“Planet Formation and Evolution: Key Processes to Understand the Diversity of Planetary Systems” with Alessandro Morbidelli (Observatoire de la Cote d’Azur, Nice, France)

Prior to the detection of an ever-increasing multitude of exoplanetary systems, the solar system was held to be the proto-type of a planetary system. But the discovery of a large number of extrasolar planets has demonstrated that our own system is not “typical”. Exo-planetary systems can be very different from our own, and diverse from each other. Admittedly, there is an observational bias towards the detection of exoplanetary systems with close-in large planets, but the available data suggest that a real majority of systems are fundamentally different from our own. Understanding this diversity is a major goal of modern planetary science. The formation of planetary systems is not fully understood, but major advances have been obtained in the last 10 years. New concepts have been proposed, such as the streaming instability for the formation of planetesimals and pebble accretion for the formation of protoplanets. It is also now clear that planets forming in the proto-planetary disks have to migrate during theiraccretion, if their mass exceeds a few times the mass of Mars. Accretion and dynamical evolution are therefore very coupled processes. This leads to complex evolutions, very sensitive to initial conditions and fortuitous events, that are the key to understand the observed diversity of planetary systems. The early formation of Jupiter and its limited migration due to the formation of Saturn are two fundamental ingredients that determined the basic structure of the Solar System. The lack of early formation of giant planets typically leads to the formation of super-Earth planets on short period orbits. There is also evidence that the vast majority of planetary systems become unstable after the removal of the protoplanetary disk. The effects of this instabilityare very different depending on the masses of the planets involved. Our Solar System also experienced a global instability, but fortuitously our giant planets did not develop large orbital eccentricities.

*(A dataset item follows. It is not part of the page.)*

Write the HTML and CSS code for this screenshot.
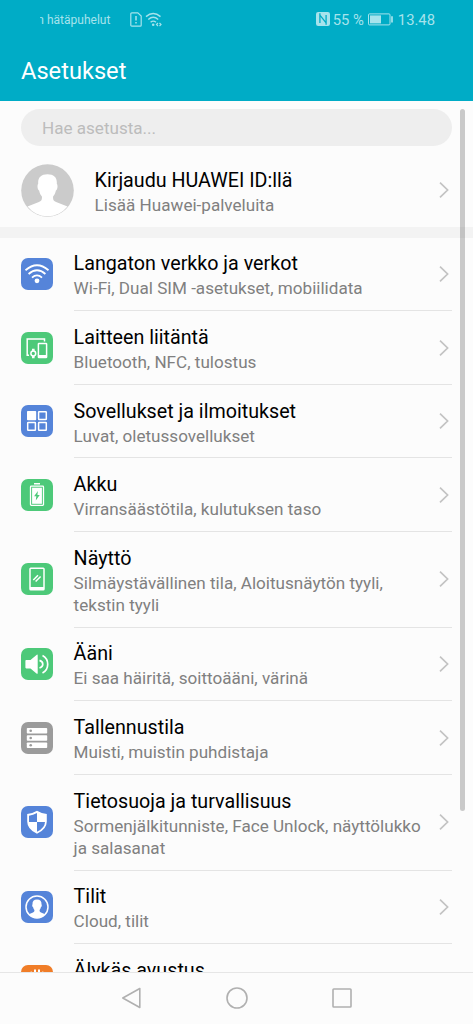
FILE: index.html
```html
<!DOCTYPE html>
<html lang="fi">
<head>
<meta charset="utf-8">
<title>Asetukset</title>
<link rel="stylesheet" href="styles.css">
</head>
<body>
<svg width="0" height="0" class="defs">
  <symbol id="chev" viewBox="0 0 12 18"><path d="M2 1.700 9.600 9 2 16.300" fill="none" stroke="#c3c3c3" stroke-width="1.700"/></symbol>
</svg>
<div class="phone">
  <header class="top">
    <div class="status">
      <span class="carrier"><span class="clip">n</span> hätäpuhelut</span>
      <svg class="sim" width="12" height="15" viewBox="0 0 12 15" fill="none" stroke="currentColor" stroke-width="1.200"><path d="M1.800.8h6L11.200 4v9.200a1 1 0 0 1-1 1H1.800a1 1 0 0 1-1-1V1.800a1 1 0 0 1 1-1z"/><path d="M6 4v4.500M6 10v1.600" stroke-width="1.500"/></svg>
      <svg class="wifi" width="18" height="15" viewBox="0 0 18 15" fill="none" stroke="currentColor" stroke-width="1.400"><path d="M1 4.600Q8.200-1.700 15.500 4.600M3.300 7.500Q8.200 3.200 13.200 7.500M5.600 10.200Q8.200 8 11 10.200"/><circle cx="8.200" cy="12.700" r="1.300" fill="currentColor" stroke="none"/><path d="m13 11-1.500 1.500 1.500 1.500M14.500 11l1.500 1.500-1.500 1.500" stroke-width="1.200"/></svg>
      <span class="right">
        <svg width="14" height="14" viewBox="0 0 14 14"><rect width="14" height="14" rx="2.200" fill="currentColor"/><path d="M3.900 1.200V11M3.900 3.100l6.200 7.800M10.100 3v9.800" fill="none" stroke="#00acc6" stroke-width="1.300"/></svg>
        <span class="pct">55 %</span>
        <svg class="batt" width="25" height="13" viewBox="0 0 25 13"><rect x=".5" y=".9" width="21.500" height="11" rx="1" fill="none" stroke="currentColor"/><rect x="2" y="2.400" width="11" height="8" fill="currentColor"/><path d="M24 3.300v6.200" stroke="currentColor" stroke-width="1.700"/></svg>
        <span class="clock">13.48</span>
      </span>
    </div>
    <h1>Asetukset</h1>
  </header>
  <main class="content">
    <div class="search">Hae asetusta...</div>
    <section class="account">
      <svg class="avatar" width="53" height="53" viewBox="0 0 53 53"><circle cx="26.500" cy="26.500" r="26.300" fill="#cbcbcb"/><path d="M26.500 10.200c-6.500 0-9.800 3.300-9.300 9.600-1.300 1.500-.7 6 .9 6.800.5 2.700 1.500 4.500 2.800 6 .3 3.200-.5 4.300-3 5.500L6.500 42.500a25.500 25.500 0 0 0 40 0l-11.400-4.400c-2.500-1.200-3.300-2.300-3-5.500 1.300-1.500 2.300-3.300 2.800-6 1.600-.8 2.200-5.300.9-6.800.5-6.300-2.800-9.600-9.300-9.600z" fill="#fff"/></svg>
      <div class="text"><div class="title">Kirjaudu HUAWEI ID:llä</div><div class="sub">Lisää Huawei-palveluita</div></div>
      <svg class="chev"><use href="#chev"/></svg>
    </section>
    <div class="band"></div>
    <ul class="list">
      <li class="row">
        <svg class="ico blue" viewBox="0 0 32 32"><g fill="none" stroke="#fff" stroke-width="1.800"><path d="M4.500 12.300Q16 2.300 27.500 12.300M7.600 16Q16 8.500 24.400 16M11 19.600Q16 15.200 21 19.600"/></g><circle cx="16" cy="22.800" r="2.400" fill="#fff"/></svg>
        <div class="text"><div class="title">Langaton verkko ja verkot</div><div class="sub">Wi-Fi, Dual SIM -asetukset, mobiilidata</div></div>
        <svg class="chev"><use href="#chev"/></svg>
      </li>
      <li class="row">
        <svg class="ico green" viewBox="0 0 32 32"><g fill="none" stroke="#fff" stroke-width="1.500"><path d="M8 23.200H6.200V7h17.300v2.500"/><rect x="17.400" y="11.500" width="8.200" height="14" rx=".6"/><circle cx="12.300" cy="21.500" r="2.400"/></g><path d="M17 23h9v3h-9zM11 16.800h2.600v2.500H11zM11 23.700h2.600v2.500H11z" fill="#fff"/></svg>
        <div class="text"><div class="title">Laitteen liitäntä</div><div class="sub">Bluetooth, NFC, tulostus</div></div>
        <svg class="chev"><use href="#chev"/></svg>
      </li>
      <li class="row">
        <svg class="ico blue" viewBox="0 0 32 32"><rect x="6" y="6" width="9.200" height="9.200" rx=".8" fill="#fff"/><g fill="none" stroke="#fff" stroke-width="1.500"><rect x="17.600" y="6.700" width="7.700" height="7.700" rx=".5"/><rect x="6.700" y="17.600" width="7.700" height="7.700" rx=".5"/><rect x="17.600" y="17.600" width="7.700" height="7.700" rx=".5"/></g></svg>
        <div class="text"><div class="title">Sovellukset ja ilmoitukset</div><div class="sub">Luvat, oletussovellukset</div></div>
        <svg class="chev"><use href="#chev"/></svg>
      </li>
      <li class="row">
        <svg class="ico green" viewBox="0 0 32 32"><path d="M13 4h6v1.400h-6z" fill="#fff"/><rect x="9.500" y="7.100" width="13" height="19.300" rx=".8" fill="none" stroke="#fff" stroke-width="1.300"/><rect x="11.100" y="8.700" width="9.800" height="16.100" fill="#fff"/><path d="m16.900 12-3.800 5.300h2.200l-.5 4.200 3.900-5.500h-2.300z" fill="#4dc979"/></svg>
        <div class="text"><div class="title">Akku</div><div class="sub">Virransäästötila, kulutuksen taso</div></div>
        <svg class="chev"><use href="#chev"/></svg>
      </li>
      <li class="row tall">
        <svg class="ico green" viewBox="0 0 32 32"><rect x="9" y="5.300" width="14" height="21.500" rx=".8" fill="none" stroke="#fff" stroke-width="1.500"/><path d="M9 24h14v3H9z" fill="#fff"/><path d="m12.300 17 4.700-4.700M14.600 18.500l5-5" stroke="#fff" stroke-width="1.500"/></svg>
        <div class="text"><div class="title">Näyttö</div><div class="sub">Silmäystävällinen tila, Aloitusnäytön tyyli,<br>tekstin tyyli</div></div>
        <svg class="chev"><use href="#chev"/></svg>
      </li>
      <li class="row">
        <svg class="ico green" viewBox="0 0 32 32"><path d="M5.200 12h4.300l6.300-5.300q.9-.5.900.5v18q0 1-.9.500L9.500 20.400H5.200q-.8 0-.8-.8v-6.800q0-.8.800-.8z" fill="#fff"/><path d="M18.500 12.400q3.300 1.100 3.300 3.800t-3.300 3.800M21.500 7.400q5.200 2.800 5.200 8.800t-5.200 8.800" fill="none" stroke="#fff" stroke-width="1.700"/></svg>
        <div class="text"><div class="title">Ääni</div><div class="sub">Ei saa häiritä, soittoääni, värinä</div></div>
        <svg class="chev"><use href="#chev"/></svg>
      </li>
      <li class="row">
        <svg class="ico gray" viewBox="0 0 32 32"><g fill="#fff"><rect x="5.800" y="6" width="20.400" height="5.600" rx=".8"/><rect x="5.800" y="13.200" width="20.400" height="5.600" rx=".8"/><rect x="5.800" y="20.400" width="20.400" height="5.600" rx=".8"/></g><g fill="#9b9b9b"><circle cx="9.700" cy="8.800" r="1.300"/><circle cx="9.700" cy="16" r="1.300"/><circle cx="9.700" cy="23.200" r="1.300"/></g></svg>
        <div class="text"><div class="title">Tallennustila</div><div class="sub">Muisti, muistin puhdistaja</div></div>
        <svg class="chev"><use href="#chev"/></svg>
      </li>
      <li class="row tall">
        <svg class="ico blue" viewBox="0 0 32 32"><path d="M16 4.700Q20.500 7.500 25.800 8v7.500q0 7.800-9.800 12.300Q6.200 23.300 6.200 15.500V8Q11.500 7.500 16 4.700z" fill="#fff"/><path d="M16 7q-4 2.200-8 2.700V16h8zM16 16h8q-.2 6-8 9.800z" fill="#5584d9"/></svg>
        <div class="text"><div class="title">Tietosuoja ja turvallisuus</div><div class="sub">Sormenjälkitunniste, Face Unlock, näyttölukko<br>ja salasanat</div></div>
        <svg class="chev"><use href="#chev"/></svg>
      </li>
      <li class="row">
        <svg class="ico blue" viewBox="0 0 32 32"><circle cx="16" cy="16" r="11" fill="none" stroke="#fff" stroke-width="1.500"/><path d="M16 8.500c-3.200 0-4.700 1.700-4.500 4.700-.6.700-.2 2.700.6 3.100.2 1.200.7 2 1.300 2.700.1 1.500-.2 1.900-1.400 2.400l-4.200 1.900Q11 27 16 27t8.200-3.700L20 21.400c-1.200-.5-1.500-.9-1.400-2.400.6-.7 1.100-1.500 1.300-2.700.8-.4 1.200-2.400.6-3.100.2-3-1.300-4.700-4.500-4.700z" fill="#fff"/></svg>
        <div class="text"><div class="title">Tilit</div><div class="sub">Cloud, tilit</div></div>
        <svg class="chev"><use href="#chev"/></svg>
      </li>
      <li class="row">
        <svg class="ico orange" viewBox="0 0 32 32"><path d="M10.200 7.500v9M14 5.200v9M18 5.200v9M21.800 7.500v9" stroke="#fff" stroke-width="2" stroke-linecap="round"/></svg>
        <div class="text"><div class="title">Älykäs avustus</div></div>
      </li>
    </ul>
    <div class="scrollbar"></div>
  </main>
  <nav class="nav">
    <svg width="22" height="24" viewBox="0 0 22 24"><path d="M18.800 2.500v19L1.800 12z"/></svg>
    <svg width="24" height="24" viewBox="0 0 24 24"><circle cx="12" cy="12" r="10"/></svg>
    <svg width="22" height="24" viewBox="0 0 22 24"><rect x="2" y="3" width="18" height="18" rx=".8"/></svg>
  </nav>
</div>
</body>
</html>
```
FILE: styles.css
```css
* { box-sizing: border-box; }
body { margin: 0; font-family: Roboto, "Noto Sans", sans-serif; background: #fcfcfc; }
.defs { position: absolute; }
.phone { width: 473px; height: 1024px; display: flex; flex-direction: column; overflow: hidden; background: #fcfcfc; }
.top { flex: none; height: 101px; background: #00acc6; color: #fff; }
.status { height: 38px; padding: 0 38px 0 37px; display: flex; align-items: center; color: #a6e3ec; }
.carrier { font-size: 12px; line-height: 15px; padding-top: 2px; white-space: pre; display: flex; width: 92px; }
.clip { width: 7px; display: flex; justify-content: flex-end; overflow: hidden; clip-path: inset(0 0 0 3px); }
.sim { margin-left: 1px; }
.wifi { margin-left: 3px; }
.right { margin-left: auto; display: flex; align-items: center; font-size: 14.8px; line-height: 18px; }
.pct, .clock { padding-top: 1px; }
.pct { margin-left: 3px; }
.batt { margin: 0 5px 0 4px; }
h1 { margin: 0; padding-left: 21px; font-size: 23.650px; line-height: 66px; font-weight: 400; }
.content { position: relative; flex: 1; min-height: 0; overflow: hidden; padding-top: 8px; }
.search { height: 37px; margin: 0 21px; padding-left: 21px; border-radius: 19px; background: #eee; color: #bcbcbc; font-size: 17.080px; line-height: 38px; }
.account { height: 81px; padding: 8px 21px 0; display: flex; align-items: center; }
.account .text { margin-left: 20.600px; padding-top: 2px; }
.band { height: 10.700px; background: #f3f3f3; }
.list { margin: 0; padding: 0 21px; list-style: none; }
.row { height: 73.600px; display: flex; align-items: center; position: relative; }
.tall { height: 95.700px; }
.row .text { margin-left: 20.600px; align-self: stretch; flex: 1; padding-top: 13.700px; border-bottom: 1px solid #e4e4e4; }
.row .chev { position: absolute; right: 2px; }
.row .ico, .row .chev { margin-bottom: 1px; }
.title { font-size: 19.700px; line-height: 26px; color: #000; white-space: nowrap; }
.sub { font-size: 17.100px; line-height: 22px; color: #808080; white-space: nowrap; }
.ico { width: 32px; height: 32px; border-radius: 7px; flex: none; }
.blue { background: #5584d9; }
.green { background: #4dc979; }
.gray { background: #9b9b9b; }
.orange { background: #f07d28; }
.chev { width: 12px; height: 18px; flex: none; }
.account .chev { margin: 0 2px 1px auto; }
.scrollbar { position: absolute; top: 8px; right: 8px; width: 5px; height: 702px; border-radius: 3px; background: rgba(0, 0, 0, .2); }
.nav { flex: none; height: 52px; padding-bottom: 2px; border-top: 1px solid #e6e6e6; background: #fcfcfc; display: flex; justify-content: center; align-items: center; gap: 82px; }
.nav svg { fill: none; stroke: #b0b0b0; stroke-width: 1.600; stroke-linejoin: round; }
```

Alessandro Morbidelli is a researcher in astronomy at the Observatoire de la Côte d’Azur in Nice, France. He is an Associate member of the French Academy of Science and of the Royal Academy of Belgium.  He specializes in celestial mechanics, the theory of Hamiltonian systems and the formation of planetary systems. He received the Prix Janssen of the Société Astronomique de France in 2018 and the CNRS silver medal in 2019.